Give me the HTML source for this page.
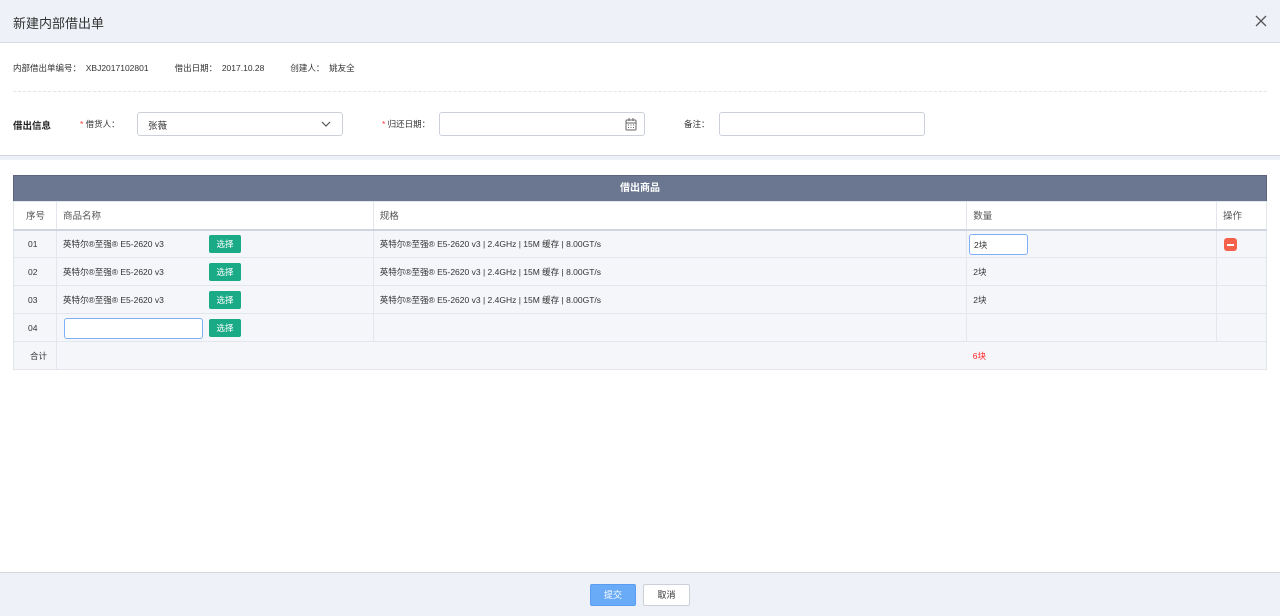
<!DOCTYPE html>
<html><head><meta charset="utf-8"><style>
*{box-sizing:border-box;margin:0;padding:0}
body{width:1280px;height:616px;position:relative;background:#fff;font-family:"Liberation Sans","Noto Sans CJK SC",sans-serif;color:#333;font-size:9px;overflow:hidden}
.a{position:absolute}
.hdr{left:0;top:0;width:1280px;height:43px;background:#eef1f7;border-bottom:1px solid #d6dae3}
.inp{position:absolute;border:1px solid #ccd0d8;border-radius:3px;background:#fff}
table{position:absolute;left:13px;top:201px;width:1254px;border-collapse:collapse;font-size:8.5px}
td{border:1px solid #e3e6ec;height:28px;padding-left:6px;background:#f5f6fa;color:#333}
td:first-child{padding-left:14px}
tr.h td{background:#fff;color:#555;font-size:9.5px;border-bottom:2px solid #cfd4e0}
.btn{position:absolute;width:32px;height:18px;background:#1aab86;border-radius:2px;color:#fff;font-size:8.5px;text-align:center;line-height:18px}
</style></head><body>
<div class="a hdr"></div>
<div class="a" style="left:13px;top:13px;font-size:13px;color:#333">新建内部借出单</div>
<svg class="a" style="left:1255px;top:15px" width="12" height="12"><path d="M1 1L11 11M11 1L1 11" stroke="#555" stroke-width="1.3"/></svg>
<div class="a" style="left:13px;top:62px;font-size:8.5px">内部借出单编号：&nbsp;&nbsp;XBJ2017102801<span style="margin-left:26px">借出日期：&nbsp;&nbsp;2017.10.28</span><span style="margin-left:26px">创建人：&nbsp;&nbsp;姚友全</span></div>
<div class="a" style="left:13px;top:91px;width:1254px;border-top:1px dashed #e3e5ea"></div>
<div class="a" style="left:13px;top:118px;font-size:9.5px;font-weight:bold;color:#222">借出信息</div>
<div class="a" style="left:80px;top:118px;font-size:8.5px"><span style="color:#f33">*</span> 借货人：</div>
<div class="inp" style="left:137px;top:112px;width:206px;height:24px"><span class="a" style="left:10px;top:5px;font-size:9.5px">张薇</span><svg class="a" style="left:183px;top:8px" width="10" height="7"><path d="M1 1L5 5L9 1" stroke="#555" fill="none" stroke-width="1.2"/></svg></div>
<div class="a" style="left:382px;top:118px;font-size:8.5px"><span style="color:#f33">*</span> 归还日期：</div>
<div class="inp" style="left:439px;top:112px;width:206px;height:24px"><svg class="a" style="left:185px;top:5px" width="12" height="13"><rect x="1" y="2" width="10" height="10" rx="1" fill="none" stroke="#666"/><path d="M1 5H11M4 0V3M8 0V3" stroke="#666"/><path d="M3 7h1M5.5 7h1M8 7h1M3 9.5h1M5.5 9.5h1M8 9.5h1" stroke="#666"/></svg></div>
<div class="a" style="left:684px;top:118px;font-size:8.5px">备注：</div>
<div class="inp" style="left:719px;top:112px;width:206px;height:24px"></div>
<div class="a" style="left:0;top:155px;width:1280px;height:5px;background:#eef1f7;border-top:1px solid #d3d7e0"></div>
<div class="a" style="left:13px;top:175px;width:1254px;height:27px;background:#6b7690;border:1px solid #5a6480;color:#fff;font-weight:bold;font-size:10px;text-align:center;line-height:25px">借出商品</div>
<table>
<colgroup><col style="width:43px"><col style="width:317px"><col style="width:594px"><col style="width:250px"><col style="width:50px"></colgroup>
<tr class="h"><td style="padding-left:12px">序号</td><td>商品名称</td><td>规格</td><td>数量</td><td style="padding-left:6px">操作</td></tr>
<tr><td>01</td><td>英特尔®至强® E5-2620 v3</td><td>英特尔®至强® E5-2620 v3 | 2.4GHz | 15M 缓存 | 8.00GT/s</td><td></td><td></td></tr>
<tr><td>02</td><td>英特尔®至强® E5-2620 v3</td><td>英特尔®至强® E5-2620 v3 | 2.4GHz | 15M 缓存 | 8.00GT/s</td><td>2块</td><td></td></tr>
<tr><td>03</td><td>英特尔®至强® E5-2620 v3</td><td>英特尔®至强® E5-2620 v3 | 2.4GHz | 15M 缓存 | 8.00GT/s</td><td>2块</td><td></td></tr>
<tr><td>04</td><td></td><td></td><td></td><td></td></tr>
<tr><td style="padding-left:16px">合计</td><td style="border-right:none"></td><td style="border-left:none;border-right:none"></td><td style="color:#f22;border-left:none;padding-left:6px;border-right:none">6块</td><td style="border-left:none"></td></tr>
</table>
<div class="btn" style="left:209px;top:235px">选择</div>
<div class="btn" style="left:209px;top:263px">选择</div>
<div class="btn" style="left:209px;top:291px">选择</div>
<div class="btn" style="left:209px;top:319px">选择</div>
<div class="inp" style="left:64px;top:318px;width:139px;height:21px;border-color:#7fb0f5"></div>
<div class="inp" style="left:969px;top:234px;width:59px;height:21px;border-color:#7fb0f5;font-size:8.5px;padding:4px 4px">2块</div>
<div class="a" style="left:1224px;top:238px;width:13px;height:13px;background:#f4604a;border-radius:3px"><div class="a" style="left:3px;top:5.5px;width:7px;height:2px;background:#fff"></div></div>
<div class="a" style="left:0;top:572px;width:1280px;height:44px;background:#eef1f7;border-top:1px solid #d3d7e0"></div>
<div class="a" style="left:590px;top:584px;width:46px;height:22px;background:#6aabf8;border:1px solid #5a9cf0;border-radius:2px;color:#fff;font-size:9px;text-align:center;line-height:20px">提交</div>
<div class="a" style="left:643px;top:584px;width:47px;height:22px;background:#fff;border:1px solid #ccd0d8;border-radius:2px;color:#333;font-size:9px;text-align:center;line-height:20px">取消</div>
</body></html>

○ ○ ○ ○

» Task brief: Leave the images out and output the remaining material exactly as it stands.

» Reply to the task:
Give me the HTML source for this page.
<!DOCTYPE html>
<html><head><meta charset="utf-8"><style>
*{box-sizing:border-box;margin:0;padding:0}
body{width:1280px;height:616px;position:relative;background:#fff;font-family:"Liberation Sans","Noto Sans CJK SC",sans-serif;color:#333;font-size:9px;overflow:hidden}
.a{position:absolute}
.hdr{left:0;top:0;width:1280px;height:43px;background:#eef1f7;border-bottom:1px solid #d6dae3}
.inp{position:absolute;border:1px solid #ccd0d8;border-radius:3px;background:#fff}
table{position:absolute;left:13px;top:201px;width:1254px;border-collapse:collapse;font-size:8.5px}
td{border:1px solid #e3e6ec;height:28px;padding-left:6px;background:#f5f6fa;color:#333}
td:first-child{padding-left:14px}
tr.h td{background:#fff;color:#555;font-size:9.5px;border-bottom:2px solid #cfd4e0}
.btn{position:absolute;width:32px;height:18px;background:#1aab86;border-radius:2px;color:#fff;font-size:8.5px;text-align:center;line-height:18px}
</style></head><body>
<div class="a hdr"></div>
<div class="a" style="left:13px;top:13px;font-size:13px;color:#333">新建内部借出单</div>
<svg class="a" style="left:1255px;top:15px" width="12" height="12"><path d="M1 1L11 11M11 1L1 11" stroke="#555" stroke-width="1.3"/></svg>
<div class="a" style="left:13px;top:62px;font-size:8.5px">内部借出单编号：&nbsp;&nbsp;XBJ2017102801<span style="margin-left:26px">借出日期：&nbsp;&nbsp;2017.10.28</span><span style="margin-left:26px">创建人：&nbsp;&nbsp;姚友全</span></div>
<div class="a" style="left:13px;top:91px;width:1254px;border-top:1px dashed #e3e5ea"></div>
<div class="a" style="left:13px;top:118px;font-size:9.5px;font-weight:bold;color:#222">借出信息</div>
<div class="a" style="left:80px;top:118px;font-size:8.5px"><span style="color:#f33">*</span> 借货人：</div>
<div class="inp" style="left:137px;top:112px;width:206px;height:24px"><span class="a" style="left:10px;top:5px;font-size:9.5px">张薇</span><svg class="a" style="left:183px;top:8px" width="10" height="7"><path d="M1 1L5 5L9 1" stroke="#555" fill="none" stroke-width="1.2"/></svg></div>
<div class="a" style="left:382px;top:118px;font-size:8.5px"><span style="color:#f33">*</span> 归还日期：</div>
<div class="inp" style="left:439px;top:112px;width:206px;height:24px"><svg class="a" style="left:185px;top:5px" width="12" height="13"><rect x="1" y="2" width="10" height="10" rx="1" fill="none" stroke="#666"/><path d="M1 5H11M4 0V3M8 0V3" stroke="#666"/><path d="M3 7h1M5.5 7h1M8 7h1M3 9.5h1M5.5 9.5h1M8 9.5h1" stroke="#666"/></svg></div>
<div class="a" style="left:684px;top:118px;font-size:8.5px">备注：</div>
<div class="inp" style="left:719px;top:112px;width:206px;height:24px"></div>
<div class="a" style="left:0;top:155px;width:1280px;height:5px;background:#eef1f7;border-top:1px solid #d3d7e0"></div>
<div class="a" style="left:13px;top:175px;width:1254px;height:27px;background:#6b7690;border:1px solid #5a6480;color:#fff;font-weight:bold;font-size:10px;text-align:center;line-height:25px">借出商品</div>
<table>
<colgroup><col style="width:43px"><col style="width:317px"><col style="width:594px"><col style="width:250px"><col style="width:50px"></colgroup>
<tr class="h"><td style="padding-left:12px">序号</td><td>商品名称</td><td>规格</td><td>数量</td><td style="padding-left:6px">操作</td></tr>
<tr><td>01</td><td>英特尔®至强® E5-2620 v3</td><td>英特尔®至强® E5-2620 v3 | 2.4GHz | 15M 缓存 | 8.00GT/s</td><td></td><td></td></tr>
<tr><td>02</td><td>英特尔®至强® E5-2620 v3</td><td>英特尔®至强® E5-2620 v3 | 2.4GHz | 15M 缓存 | 8.00GT/s</td><td>2块</td><td></td></tr>
<tr><td>03</td><td>英特尔®至强® E5-2620 v3</td><td>英特尔®至强® E5-2620 v3 | 2.4GHz | 15M 缓存 | 8.00GT/s</td><td>2块</td><td></td></tr>
<tr><td>04</td><td></td><td></td><td></td><td></td></tr>
<tr><td style="padding-left:16px">合计</td><td style="border-right:none"></td><td style="border-left:none;border-right:none"></td><td style="color:#f22;border-left:none;padding-left:6px;border-right:none">6块</td><td style="border-left:none"></td></tr>
</table>
<div class="btn" style="left:209px;top:235px">选择</div>
<div class="btn" style="left:209px;top:263px">选择</div>
<div class="btn" style="left:209px;top:291px">选择</div>
<div class="btn" style="left:209px;top:319px">选择</div>
<div class="inp" style="left:64px;top:318px;width:139px;height:21px;border-color:#7fb0f5"></div>
<div class="inp" style="left:969px;top:234px;width:59px;height:21px;border-color:#7fb0f5;font-size:8.5px;padding:4px 4px">2块</div>
<div class="a" style="left:1224px;top:238px;width:13px;height:13px;background:#f4604a;border-radius:3px"><div class="a" style="left:3px;top:5.5px;width:7px;height:2px;background:#fff"></div></div>
<div class="a" style="left:0;top:572px;width:1280px;height:44px;background:#eef1f7;border-top:1px solid #d3d7e0"></div>
<div class="a" style="left:590px;top:584px;width:46px;height:22px;background:#6aabf8;border:1px solid #5a9cf0;border-radius:2px;color:#fff;font-size:9px;text-align:center;line-height:20px">提交</div>
<div class="a" style="left:643px;top:584px;width:47px;height:22px;background:#fff;border:1px solid #ccd0d8;border-radius:2px;color:#333;font-size:9px;text-align:center;line-height:20px">取消</div>
</body></html>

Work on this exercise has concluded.